WRITTEN TASK: Check each line of the material below for "TypeScript", then copy the ones that contain it.

Front-end source files
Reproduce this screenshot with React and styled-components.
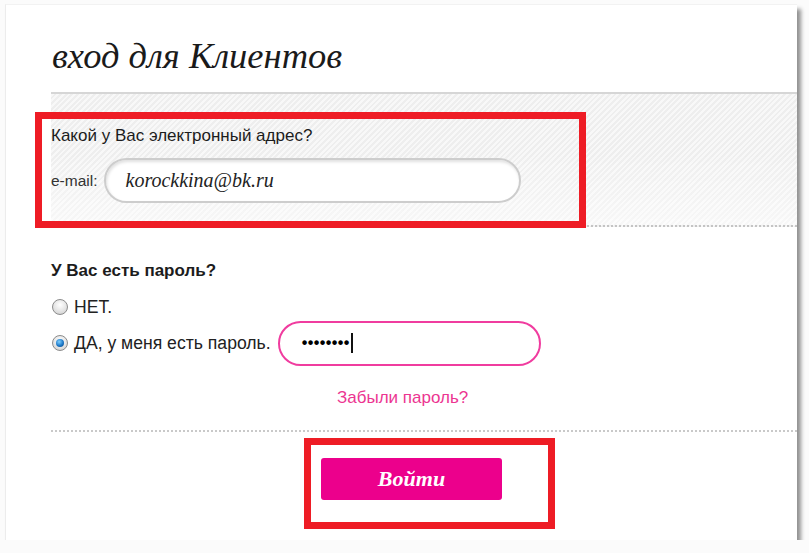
import React from "react";
import styled, { createGlobalStyle } from "styled-components";

const GlobalStyle = createGlobalStyle`
  html, body {
    margin: 0;
    padding: 0;
    background: #fbfbfb;
  }
  body {
    font-family: "Liberation Sans", Arial, sans-serif;
    color: #222;
  }
`;

const Card = styled.div`
  box-sizing: border-box;
  margin: 4px 0 0 5px;
  width: 792px;
  height: 536px;
  background: #fff;
  border-left: 1px solid #ececec;
  border-top: 1px solid #f2f2f2;
  box-shadow: 4px 5px 4px rgba(0, 0, 0, 0.42);
  padding: 30px 0 0 45px;
`;

const Title = styled.h1`
  margin: 0;
  font-family: "Liberation Serif", "Times New Roman", serif;
  font-style: italic;
  font-weight: normal;
  font-size: 36.5px;
  line-height: 42px;
  color: #1a1a1a;
  padding-left: 1px;
`;

const Divider = styled.div`
  margin-top: 15px;
  height: 2px;
  background: #d6d6d6;
`;

const EmailSection = styled.section`
  position: relative;
  height: 133px;
  padding: 32px 0 0 0;
  box-sizing: border-box;
  border-bottom: 2px dotted #c4c4c4;
  background:
    linear-gradient(to bottom, rgba(255, 255, 255, 0) 45%, rgba(255, 255, 255, 0.55) 100%),
    repeating-linear-gradient(
      -45deg,
      #eeeeee 0px,
      #eeeeee 2px,
      #f8f8f8 2px,
      #f8f8f8 4px
    );
`;

const Annotation = styled.div`
  position: absolute;
  box-sizing: border-box;
  border: 7px solid #ee1c25;
  pointer-events: none;
`;

const Question = styled.div`
  font-size: 17px;
  line-height: 20px;
  color: #1c1c1c;
`;

const FieldRow = styled.div`
  display: flex;
  align-items: center;
  gap: 6px;
  margin-top: 12px;
`;

const SmallLabel = styled.span`
  font-size: 15.5px;
  color: #333;
`;

const Field = styled.div`
  box-sizing: border-box;
  display: flex;
  align-items: center;
  flex: none;
  width: ${p => p.$w}px;
  height: 45px;
  margin-left: ${p => p.$ml || 0}px;
  border-radius: 23px;
  border: 2px solid ${p => (p.$focus ? "#f03c9f" : "#cdcdcd")};
  background: #fff;
  box-shadow: ${p =>
    p.$focus ? "none" : "inset 1px 2px 3px rgba(0, 0, 0, 0.12)"};
  padding-left: ${p => p.$pad}px;
`;

const EmailValue = styled.span`
  font-family: "Liberation Serif", "Times New Roman", serif;
  font-style: italic;
  font-size: 20px;
  color: #222;
`;

const Dots = styled.span`
  font-family: "Liberation Sans", Arial, sans-serif;
  font-size: 16px;
  letter-spacing: 0.4px;
  color: #000;
  font-weight: bold;
`;

const Caret = styled.span`
  display: inline-block;
  width: 2px;
  height: 20px;
  background: #111;
  margin-left: 1px;
`;

const PasswordBlock = styled.section`
  padding-top: 34px;
`;

const Heading = styled.div`
  font-size: 17px;
  font-weight: bold;
  line-height: 20px;
  color: #1c1c1c;
`;

const Choice = styled.label`
  display: flex;
  align-items: center;
  gap: 6px;
  font-size: 17.6px;
  color: #222;
  margin-top: ${p => p.$mt}px;
  height: ${p => p.$h}px;
`;

const Radio = styled.span`
  box-sizing: border-box;
  display: inline-flex;
  align-items: center;
  justify-content: center;
  flex: none;
  width: 16px;
  height: 16px;
  border-radius: 50%;
  border: 1px solid #8c8c8c;
  background: radial-gradient(circle at 50% 35%, #ffffff 0%, #e4e4e4 55%, #c9c9c9 100%);
  margin-left: 1px;

  &::after {
    content: "";
    display: ${p => (p.$checked ? "block" : "none")};
    width: 8px;
    height: 8px;
    border-radius: 50%;
    background: radial-gradient(circle at 40% 35%, #7fd0ff 0%, #1c78c8 55%, #0b3f78 100%);
  }
`;

const Forgot = styled.a`
  display: block;
  margin: 22px 0 0 286px;
  font-size: 17px;
  color: #ec3591;
  text-decoration: none;
`;

const DottedRule = styled.div`
  margin-top: 22px;
  border-top: 2px dotted #c9c9c9;
`;

const ButtonArea = styled.div`
  position: relative;
  padding: 26px 0 0 270px;
`;

const Submit = styled.button`
  width: 181px;
  height: 42px;
  border: none;
  border-radius: 3px;
  background: #ec008c;
  color: #fff;
  font-family: "Liberation Serif", "Times New Roman", serif;
  font-style: italic;
  font-weight: bold;
  font-size: 22px;
  cursor: pointer;
`;

export default function App() {
  return (
    <>
      <GlobalStyle />
      <Card>
        <Title>вход для Клиентов</Title>
        <Divider />
        <EmailSection>
          <Question>Какой у Вас электронный адрес?</Question>
          <FieldRow>
            <SmallLabel>e-mail:</SmallLabel>
            <Field $w={417} $pad={20}>
              <EmailValue>korockkina@bk.ru</EmailValue>
            </Field>
          </FieldRow>
          <Annotation style={{ left: -16, top: 18, width: 551, height: 116 }} />
        </EmailSection>
        <PasswordBlock>
          <Heading>У Вас есть пароль?</Heading>
          <Choice $mt={16} $h={20}>
            <Radio />
            НЕТ.
          </Choice>
          <Choice $mt={3} $h={46}>
            <Radio $checked />
            ДА, у меня есть пароль.
            <Field $w={263} $pad={22} $ml={1} $focus>
              <Dots>••••••••</Dots>
              <Caret />
            </Field>
          </Choice>
          <Forgot href="#">Забыли пароль?</Forgot>
        </PasswordBlock>
        <DottedRule />
        <ButtonArea>
          <Submit>Войти</Submit>
          <Annotation style={{ left: 253, top: 6, width: 251, height: 91 }} />
        </ButtonArea>
      </Card>
    </>
  );
}
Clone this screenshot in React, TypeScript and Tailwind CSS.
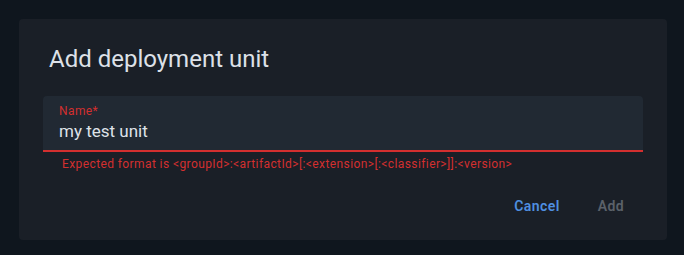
import React from "react";

export default function App() {
  return (
    <div className="w-[684px] h-[255px] bg-[#0f161e] pt-[19px] pl-[19px] font-[Roboto,sans-serif]">
      <div className="w-[648px] h-[221px] bg-[#1a1f27] rounded-[4px] flex flex-col">
        <div className="pl-[30px] pt-[24px] text-[24px] leading-[32px] text-[#dde1e8]">
          Add deployment unit
        </div>
        <div className="mx-[24px] mt-[21px]">
          <div className="h-[56px] bg-[#212933] rounded-t-[4px] border-b-2 border-[#d32f2f] pl-[16px] pt-[7px] flex flex-col">
            <div className="text-[12px] leading-[16px] text-[#d32f2f] tracking-[0.4px]">Name*</div>
            <div className="mt-[1px] text-[17px] leading-[23px] text-[#dfe2e8]">my test unit</div>
          </div>
          <div className="pl-[19px] mt-[4px] text-[12px] leading-[16px] tracking-[0.4px] text-[#d32f2f]">
            Expected format is &lt;groupId&gt;:&lt;artifactId&gt;[:&lt;extension&gt;[:&lt;classifier&gt;]]:&lt;version&gt;
          </div>
        </div>
        <div className="flex justify-end gap-[10px] pr-[24px] mt-[20px]">
          <button className="min-w-[64px] px-[8px] py-[4px] text-[14px] leading-[20px] font-semibold tracking-[0.4px] text-[#4f8fe0]">
            Cancel
          </button>
          <button className="min-w-[64px] px-[8px] py-[4px] text-[14px] leading-[20px] font-semibold tracking-[0.4px] text-[#5b616a]">
            Add
          </button>
        </div>
      </div>
    </div>
  );
}
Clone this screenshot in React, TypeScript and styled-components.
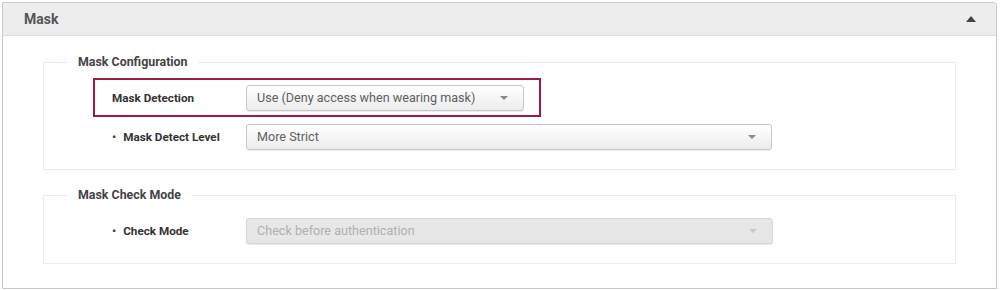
import React from "react";
import styled, { createGlobalStyle } from "styled-components";

const Global = createGlobalStyle`
  html, body { margin: 0; padding: 0; background: #fff; }
  body { font-family: Roboto, "Liberation Sans", Arial, sans-serif; }
`;

const Panel = styled.section`
  margin: 2px 0 0 2px;
  width: 993px;
  border: 1px solid #c9c9c9;
  border-radius: 0 4px 0 0;
  background: #fff;
  box-sizing: content-box;
`;

const Header = styled.header`
  height: 32px;
  display: flex;
  align-items: center;
  justify-content: space-between;
  padding: 0 20px 0 21px;
  background: #ededed;
  border-bottom: 1px solid #dcdcdc;
  border-radius: 0 4px 0 0;
`;

const Title = styled.h2`
  margin: 0;
  font-size: 14px;
  font-weight: 700;
  color: #555;
`;

const Caret = styled.span<{ $color: string; $up?: boolean; $size?: number }>`
  width: 0;
  height: 0;
  border-left: ${(p) => p.$size ?? 5}px solid transparent;
  border-right: ${(p) => p.$size ?? 5}px solid transparent;
  ${(p) =>
    p.$up
      ? `border-bottom: ${(p.$size ?? 5) + 1}px solid ${p.$color};`
      : `border-top: ${p.$size ?? 5}px solid ${p.$color};`}
`;

const Body = styled.div`
  padding: 18px 40px 24px 40px;
  display: flex;
  flex-direction: column;
  gap: 17px;
`;

const Group = styled.fieldset`
  margin: 0;
  padding: 8px 0 13px 0;
  border: 1px solid #ececec;
  min-width: 0;
`;

const Legend = styled.legend`
  margin-left: 24px;
  padding: 0 10px;
  font-size: 12.4px;
  line-height: 16px;
  font-weight: 700;
  color: #444;
`;

const Row = styled.div<{ $highlight?: boolean }>`
  display: flex;
  align-items: center;
  height: 35px;
  padding: 0 15px 0 17px;
  border: 2px solid ${(p) => (p.$highlight ? "#9b1c3c" : "transparent")};
`;

const Rows = styled.div`
  display: flex;
  flex-direction: column;
  align-items: flex-start;
  padding-left: 49px;
`;

const Label = styled.div<{ $bullet?: boolean }>`
  width: 134px;
  flex: none;
  font-size: 11.7px;
  font-weight: 700;
  color: #333;
  display: flex;
  align-items: center;
  &::before {
    content: ${(p) => (p.$bullet ? '"•"' : "none")};
    margin-right: 7px;
    font-weight: 700;
    color: #444;
  }
`;

const Select = styled.div<{ $width: number; $disabled?: boolean }>`
  width: ${(p) => p.$width}px;
  height: 24px;
  box-sizing: content-box;
  display: flex;
  align-items: center;
  justify-content: space-between;
  padding: 0 15px 0 10px;
  border: 1px solid ${(p) => (p.$disabled ? "#d6d6d6" : "#c8c8c8")};
  border-radius: 3px;
  background: ${(p) =>
    p.$disabled ? "#e7e7e7" : "linear-gradient(#ffffff, #ececec)"};
  box-shadow: 0 1px 1px rgba(0, 0, 0, 0.08);
  font-size: 12.6px;
  color: ${(p) => (p.$disabled ? "#b0b0b0" : "#606060")};
`;

const SelectText = styled.span`
  white-space: nowrap;
`;

export default function App() {
  return (
    <>
      <Global />
      <Panel>
        <Header>
          <Title>Mask</Title>
          <Caret $color="#444" $up />
        </Header>
        <Body>
          <Group>
            <Legend>Mask Configuration</Legend>
            <Rows>
              <Row $highlight>
                <Label>Mask Detection</Label>
                <Select $width={251}>
                  <SelectText>Use (Deny access when wearing mask)</SelectText>
                  <Caret $color="#888" $size={4} />
                </Select>
              </Row>
              <Row>
                <Label $bullet>Mask Detect Level</Label>
                <Select $width={499}>
                  <SelectText>More Strict</SelectText>
                  <Caret $color="#888" $size={4} />
                </Select>
              </Row>
            </Rows>
          </Group>
          <Group>
            <Legend>Mask Check Mode</Legend>
            <Rows>
              <Row>
                <Label $bullet>Check Mode</Label>
                <Select $width={500} $disabled>
                  <SelectText>Check before authentication</SelectText>
                  <Caret $color="#c8c8c8" $size={4} />
                </Select>
              </Row>
            </Rows>
          </Group>
        </Body>
      </Panel>
    </>
  );
}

THE ANSWER:
Clone this screenshot in React, TypeScript and Tailwind CSS.
Clone this screenshot in React, TypeScript and styled-components.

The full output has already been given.